Polska Rzeczpospolita Ludowa była strasznie nudna w kontekście motoryzacji. Na ulicach panowała pewnego rodzaju jednolitość - maluchy, duże Fiaty, Wartburgi, Syreny czy Trabanty. Samochody pochodzące z bloku zachodniego były rzadkością. Dlatego wiele z naszych rodaków zdecydowało się na zakup rodzimego Fiata 125p lub 126p.
Dziś chcąc kupić nowy samochód, idziemy do salonu zamawiamy lub wybieramy dany model z placu dealera. Wtedy pozostaje nam wybrać sposób zapłaty za auto i możemy cieszyć się z nowego nabytku.
Sprawa wyglądała nieco inaczej w latach 80. Rząd Wojciecha Jaruzelskiego opracował system przedpłat na nowe samochody.
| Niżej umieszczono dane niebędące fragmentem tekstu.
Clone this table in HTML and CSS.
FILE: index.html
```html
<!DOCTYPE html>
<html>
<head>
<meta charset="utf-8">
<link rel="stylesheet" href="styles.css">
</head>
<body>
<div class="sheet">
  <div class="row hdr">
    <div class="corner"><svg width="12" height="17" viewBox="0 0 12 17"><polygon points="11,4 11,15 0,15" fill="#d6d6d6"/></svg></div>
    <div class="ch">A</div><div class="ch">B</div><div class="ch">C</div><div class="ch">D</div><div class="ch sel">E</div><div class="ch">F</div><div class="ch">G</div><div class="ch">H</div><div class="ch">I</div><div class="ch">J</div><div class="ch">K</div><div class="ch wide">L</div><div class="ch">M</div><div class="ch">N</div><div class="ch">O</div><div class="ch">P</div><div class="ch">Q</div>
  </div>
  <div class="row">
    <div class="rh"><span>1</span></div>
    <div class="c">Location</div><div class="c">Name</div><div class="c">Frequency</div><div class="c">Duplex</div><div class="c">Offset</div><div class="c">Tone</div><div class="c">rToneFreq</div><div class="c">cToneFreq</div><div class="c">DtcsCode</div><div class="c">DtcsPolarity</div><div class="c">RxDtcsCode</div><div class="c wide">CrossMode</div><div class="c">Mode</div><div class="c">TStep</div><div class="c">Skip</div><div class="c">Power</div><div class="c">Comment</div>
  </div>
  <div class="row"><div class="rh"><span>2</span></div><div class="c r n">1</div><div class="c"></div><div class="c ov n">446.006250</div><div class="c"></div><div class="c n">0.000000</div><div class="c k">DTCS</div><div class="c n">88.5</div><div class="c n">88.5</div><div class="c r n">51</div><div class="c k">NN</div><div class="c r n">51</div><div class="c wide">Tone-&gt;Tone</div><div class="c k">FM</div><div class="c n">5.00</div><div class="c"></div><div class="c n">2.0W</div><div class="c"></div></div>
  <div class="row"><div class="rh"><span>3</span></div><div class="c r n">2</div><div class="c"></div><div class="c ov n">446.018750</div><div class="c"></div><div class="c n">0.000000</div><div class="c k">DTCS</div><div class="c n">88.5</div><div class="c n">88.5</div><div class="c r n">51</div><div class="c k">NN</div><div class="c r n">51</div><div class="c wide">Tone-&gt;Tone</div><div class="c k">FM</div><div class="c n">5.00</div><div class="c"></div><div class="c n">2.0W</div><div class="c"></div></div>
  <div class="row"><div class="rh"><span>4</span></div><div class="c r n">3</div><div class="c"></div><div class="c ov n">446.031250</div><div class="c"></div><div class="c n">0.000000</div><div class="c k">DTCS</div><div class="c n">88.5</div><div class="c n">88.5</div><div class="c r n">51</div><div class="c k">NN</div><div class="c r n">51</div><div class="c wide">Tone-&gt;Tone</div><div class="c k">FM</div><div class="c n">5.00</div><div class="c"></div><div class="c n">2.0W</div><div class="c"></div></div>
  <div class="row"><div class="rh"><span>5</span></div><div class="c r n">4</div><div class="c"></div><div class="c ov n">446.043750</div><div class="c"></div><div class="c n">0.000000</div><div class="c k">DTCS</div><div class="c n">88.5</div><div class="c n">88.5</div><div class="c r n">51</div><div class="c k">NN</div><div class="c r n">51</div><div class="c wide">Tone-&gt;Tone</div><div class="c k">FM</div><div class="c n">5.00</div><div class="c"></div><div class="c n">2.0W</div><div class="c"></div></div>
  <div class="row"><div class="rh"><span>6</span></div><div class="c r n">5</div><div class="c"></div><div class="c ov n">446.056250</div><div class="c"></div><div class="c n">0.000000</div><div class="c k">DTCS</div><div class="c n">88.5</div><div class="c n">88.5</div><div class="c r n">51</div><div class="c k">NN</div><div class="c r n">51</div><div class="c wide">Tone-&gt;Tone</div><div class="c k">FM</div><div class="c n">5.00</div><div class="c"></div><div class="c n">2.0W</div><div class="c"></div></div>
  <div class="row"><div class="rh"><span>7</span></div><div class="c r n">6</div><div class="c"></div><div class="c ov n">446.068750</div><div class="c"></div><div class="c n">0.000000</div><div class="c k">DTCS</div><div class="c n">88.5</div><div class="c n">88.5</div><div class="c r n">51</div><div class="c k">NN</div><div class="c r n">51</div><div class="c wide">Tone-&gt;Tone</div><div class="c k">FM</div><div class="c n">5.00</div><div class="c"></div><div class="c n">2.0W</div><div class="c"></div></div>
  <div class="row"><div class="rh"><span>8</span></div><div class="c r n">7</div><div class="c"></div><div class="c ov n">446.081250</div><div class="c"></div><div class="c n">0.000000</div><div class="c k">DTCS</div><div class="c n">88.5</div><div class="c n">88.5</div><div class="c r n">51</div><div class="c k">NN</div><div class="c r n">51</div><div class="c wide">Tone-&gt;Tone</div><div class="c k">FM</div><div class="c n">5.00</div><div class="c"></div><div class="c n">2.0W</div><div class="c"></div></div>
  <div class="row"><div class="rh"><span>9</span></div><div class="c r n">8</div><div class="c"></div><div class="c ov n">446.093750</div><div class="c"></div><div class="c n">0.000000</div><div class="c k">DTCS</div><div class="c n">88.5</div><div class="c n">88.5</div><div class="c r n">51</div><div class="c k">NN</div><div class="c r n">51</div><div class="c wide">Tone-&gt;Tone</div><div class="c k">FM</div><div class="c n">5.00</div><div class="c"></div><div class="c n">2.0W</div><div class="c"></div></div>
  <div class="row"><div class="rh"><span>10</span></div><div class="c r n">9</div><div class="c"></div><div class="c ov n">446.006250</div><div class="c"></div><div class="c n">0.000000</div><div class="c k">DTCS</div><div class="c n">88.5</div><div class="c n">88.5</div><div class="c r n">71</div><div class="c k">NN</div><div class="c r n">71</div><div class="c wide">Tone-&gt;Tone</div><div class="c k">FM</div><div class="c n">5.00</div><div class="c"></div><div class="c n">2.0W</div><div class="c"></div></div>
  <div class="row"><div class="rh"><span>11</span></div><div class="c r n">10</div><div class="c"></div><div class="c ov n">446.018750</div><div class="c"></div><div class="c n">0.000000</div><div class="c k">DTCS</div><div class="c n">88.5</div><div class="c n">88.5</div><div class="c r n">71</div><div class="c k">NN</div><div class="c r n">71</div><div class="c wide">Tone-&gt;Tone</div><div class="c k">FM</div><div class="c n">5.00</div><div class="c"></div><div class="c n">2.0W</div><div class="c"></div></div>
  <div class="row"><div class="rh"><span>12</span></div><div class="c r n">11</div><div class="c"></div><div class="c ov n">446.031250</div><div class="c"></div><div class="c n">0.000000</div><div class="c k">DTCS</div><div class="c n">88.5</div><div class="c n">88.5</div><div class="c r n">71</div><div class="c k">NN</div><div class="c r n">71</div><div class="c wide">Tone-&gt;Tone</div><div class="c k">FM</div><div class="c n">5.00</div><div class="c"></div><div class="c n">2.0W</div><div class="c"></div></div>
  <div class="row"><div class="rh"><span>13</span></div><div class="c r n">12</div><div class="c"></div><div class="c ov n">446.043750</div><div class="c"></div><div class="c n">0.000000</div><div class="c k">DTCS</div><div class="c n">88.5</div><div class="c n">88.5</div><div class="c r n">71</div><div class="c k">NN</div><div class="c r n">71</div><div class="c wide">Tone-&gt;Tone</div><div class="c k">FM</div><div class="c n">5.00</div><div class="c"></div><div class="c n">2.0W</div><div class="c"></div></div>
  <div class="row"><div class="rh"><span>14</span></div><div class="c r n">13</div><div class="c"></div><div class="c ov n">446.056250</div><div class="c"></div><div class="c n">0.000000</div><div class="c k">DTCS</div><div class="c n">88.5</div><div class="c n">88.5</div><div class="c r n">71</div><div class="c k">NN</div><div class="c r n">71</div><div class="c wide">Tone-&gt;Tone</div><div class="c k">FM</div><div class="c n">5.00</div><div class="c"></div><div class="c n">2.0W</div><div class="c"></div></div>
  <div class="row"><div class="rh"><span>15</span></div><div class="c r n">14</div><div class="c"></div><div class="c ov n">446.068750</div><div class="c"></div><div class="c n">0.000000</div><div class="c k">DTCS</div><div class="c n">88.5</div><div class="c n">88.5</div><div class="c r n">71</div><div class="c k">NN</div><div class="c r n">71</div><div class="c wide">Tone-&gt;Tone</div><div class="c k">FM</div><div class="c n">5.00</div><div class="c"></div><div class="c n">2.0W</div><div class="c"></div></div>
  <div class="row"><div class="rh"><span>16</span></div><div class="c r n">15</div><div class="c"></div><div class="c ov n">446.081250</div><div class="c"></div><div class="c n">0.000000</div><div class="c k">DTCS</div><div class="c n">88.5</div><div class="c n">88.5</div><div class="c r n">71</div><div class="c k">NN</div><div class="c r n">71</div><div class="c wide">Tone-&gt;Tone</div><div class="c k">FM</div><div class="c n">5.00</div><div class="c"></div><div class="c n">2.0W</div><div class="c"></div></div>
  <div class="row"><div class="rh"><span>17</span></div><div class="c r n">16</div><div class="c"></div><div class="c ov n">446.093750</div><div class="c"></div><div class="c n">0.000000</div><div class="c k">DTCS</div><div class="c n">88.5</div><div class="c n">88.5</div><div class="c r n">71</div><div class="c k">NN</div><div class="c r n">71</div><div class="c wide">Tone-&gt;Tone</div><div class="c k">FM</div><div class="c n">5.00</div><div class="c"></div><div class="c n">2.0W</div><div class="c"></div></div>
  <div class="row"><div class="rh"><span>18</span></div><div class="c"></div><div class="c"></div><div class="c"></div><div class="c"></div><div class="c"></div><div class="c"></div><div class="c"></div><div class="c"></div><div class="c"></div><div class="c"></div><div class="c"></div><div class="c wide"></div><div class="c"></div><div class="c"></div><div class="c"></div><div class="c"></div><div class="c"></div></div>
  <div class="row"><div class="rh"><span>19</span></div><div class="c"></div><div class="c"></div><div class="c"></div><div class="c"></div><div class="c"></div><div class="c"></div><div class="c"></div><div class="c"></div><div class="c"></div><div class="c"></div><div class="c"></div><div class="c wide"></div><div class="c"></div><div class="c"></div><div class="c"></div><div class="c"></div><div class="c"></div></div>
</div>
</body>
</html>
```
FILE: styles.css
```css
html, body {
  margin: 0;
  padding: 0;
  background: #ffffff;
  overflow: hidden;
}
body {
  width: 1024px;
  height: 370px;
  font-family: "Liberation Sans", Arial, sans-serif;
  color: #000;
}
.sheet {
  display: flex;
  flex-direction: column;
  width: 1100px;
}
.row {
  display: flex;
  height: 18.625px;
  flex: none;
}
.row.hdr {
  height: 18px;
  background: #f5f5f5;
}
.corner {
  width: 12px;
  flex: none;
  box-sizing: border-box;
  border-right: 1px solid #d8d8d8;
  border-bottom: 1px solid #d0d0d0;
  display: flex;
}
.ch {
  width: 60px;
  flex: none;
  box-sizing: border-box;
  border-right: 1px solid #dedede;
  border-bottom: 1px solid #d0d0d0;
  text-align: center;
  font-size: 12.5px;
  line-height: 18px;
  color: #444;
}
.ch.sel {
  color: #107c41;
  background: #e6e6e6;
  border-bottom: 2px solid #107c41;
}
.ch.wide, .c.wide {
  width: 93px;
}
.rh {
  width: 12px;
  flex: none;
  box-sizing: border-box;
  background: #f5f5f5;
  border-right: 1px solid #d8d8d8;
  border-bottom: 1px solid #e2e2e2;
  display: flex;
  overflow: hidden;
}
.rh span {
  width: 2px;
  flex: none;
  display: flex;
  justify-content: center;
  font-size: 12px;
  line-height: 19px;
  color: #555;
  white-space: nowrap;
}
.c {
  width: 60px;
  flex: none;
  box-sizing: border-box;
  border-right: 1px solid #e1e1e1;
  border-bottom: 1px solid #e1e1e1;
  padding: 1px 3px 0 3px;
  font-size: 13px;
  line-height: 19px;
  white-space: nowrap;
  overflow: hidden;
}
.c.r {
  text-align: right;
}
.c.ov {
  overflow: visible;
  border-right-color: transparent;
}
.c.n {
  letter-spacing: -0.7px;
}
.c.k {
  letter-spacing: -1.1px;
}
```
Najpierw opłacało się odpowiednią sumę pieniędzy, które przyjmował Narodowy Bank Polski. Dzięki temu uzyskiwało się miejsce w kolejce osób, które czekały na nowego malucha albo dużego Fiata.
Warto dodać, że sama przedpłata to nie wszystko. Dodatkowo było trzeba jeszcze uzbierać środki na wykup auta i mieć szczęście w losowaniu, ponieważ nie wszystkim było dane odebrać wymarzonego malucha. Wspomniany Fiat 126p w latach 80. kosztował ok. 20 średnich pensji.
Osoby, do których los się nie uśmiechnął, zostały z dowodem wpłaty. W konsekwencji nie odzyskały pieniędzy za przedpłatę oraz nie mieli możliwości kupna PRL-owskiego auta. Sprawa rekompensat za malucha oraz dużego Fiata trwa już od lat 90. XX wieku. Od 20 grudnia 1996 r. obowiązuje ustawa, która gwarantuje zwrot wpłaconych na Fiata 125p lub 126p pieniędzy. Cały czas jest grono osób, które zapomniało, że przysługuje im rekompensata.
Minister finansów w formie obwieszczenia opublikował nowe kwoty rekompensat, z uwzględnieniem m.in. odsetek i waloryzacji. W przypadku przedpłaty wniesionej na Fiata 126p, popularnego malucha dostaniemy 13 852 zł, z kolei za Fiata 125p 19 629 zł.